Similarly, many sources claim that Charles Calvert the elder's brother was Raisley Calvert, a sculptor from Cumberland who was a benefactor of the poet William Wordsworth (and whose father was also a steward for the Duke of Norfolk, at Greystoke Castle), but this appears to be another family claim taken at face value—in reality, Charles the elder was born nearly two decades before his alleged "brother", their parents have different names on their birth certificates, and other than the Duke of Norfolk there is no documentary or geographical connection between the two men.

Letherbrow is clear that the family did sincerely believe both their father's claims of noble descent and of having a brother who was "a bosom friend of Wordsworth"—however, they thought his name was "Randolph" rather than Raisley. Michael Pease Calvert's son, John Raphael Calvert, also reaffirmed the claim in a letter to the Manchester City News in 1914, asserting that "the particulars of the Baltimore estates" were lost when his grandfather died. The exact nature of both claims may have been distorted over time as younger generations of the family retold them to later acquaintances and biographers like John Howard Nodal, whose Art in Lancashire and Cheshire: a List of Deceased Artists (1884) is a source relied upon for the younger Charles Calvert's entry in the 1895 edition of the Dictionary of National Biography.

Many posthumous sources also mistakenly assume that the Lancashire-based animal painter Henry Calvert was one of Charles Calvert the elder's children—in reality, he was from an unrelated family in Nottinghamshire who coincidentally happened to work and exhibit in Manchester during the same period as Charles and Michael Pease Calvert.

== Career ==
Calvert's brother Charles Calvert was instrumental in the founding of the Royal Manchester Institution as one of the men, led by David Henry Parry, who gathered to form the Associated Artists of Manchester in 1823. Calvert was one of the artists whose work was included in the Institution's first exhibition in 1827, and he and his brother were part of a select group of artists working locally—alongside David Henry Parry, James Parry, John Ralston, Henry Liverseege, Arthur Perigal, and Thomas Henry Illidge—whose pieces were included in each of the Institution's annual exhibitions into the early 1830s.

He was a close friend of the poet Charles Swain, and Swain's nephew Frederick Tavaré was Calvert's apprentice from 1826 to 1831.

Calvert lived in Broughton for most of his adult life.

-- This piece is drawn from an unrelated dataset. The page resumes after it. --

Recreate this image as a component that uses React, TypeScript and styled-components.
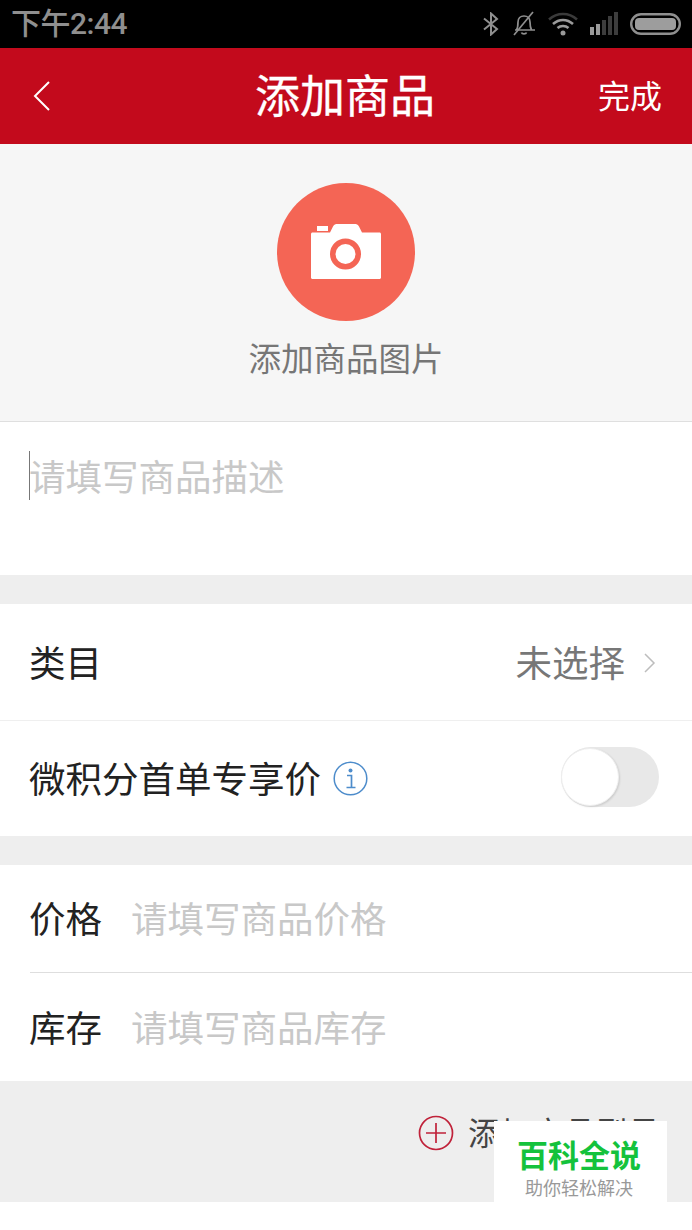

He continued to exhibit at local museums regularly until the 1860s, although by the time of the 1861 census he had started listing his occupation as "retired landscape painter."

== Personal life and death ==
Calvert was Catholic; he was one of the leaders of a large meeting of Manchester and Salford Catholics held in February 1851 to rally political opposition to the Ecclesiastical Titles Act 1851.

Calvert married Sarah Barker in 1835, and they had seven children before Sarah died in 1854; Calvert never remarried. In 1869 their third daughter, Sarah Ann, married Charles Hammersley, nephew of James Astbury Hammersley, the founding president of the Manchester Academy of Fine Arts.

Calvert died on 25 January 1875 at his home, 28 Camp Street in Lower Broughton, aged 76; he was buried at St. Chad's Church.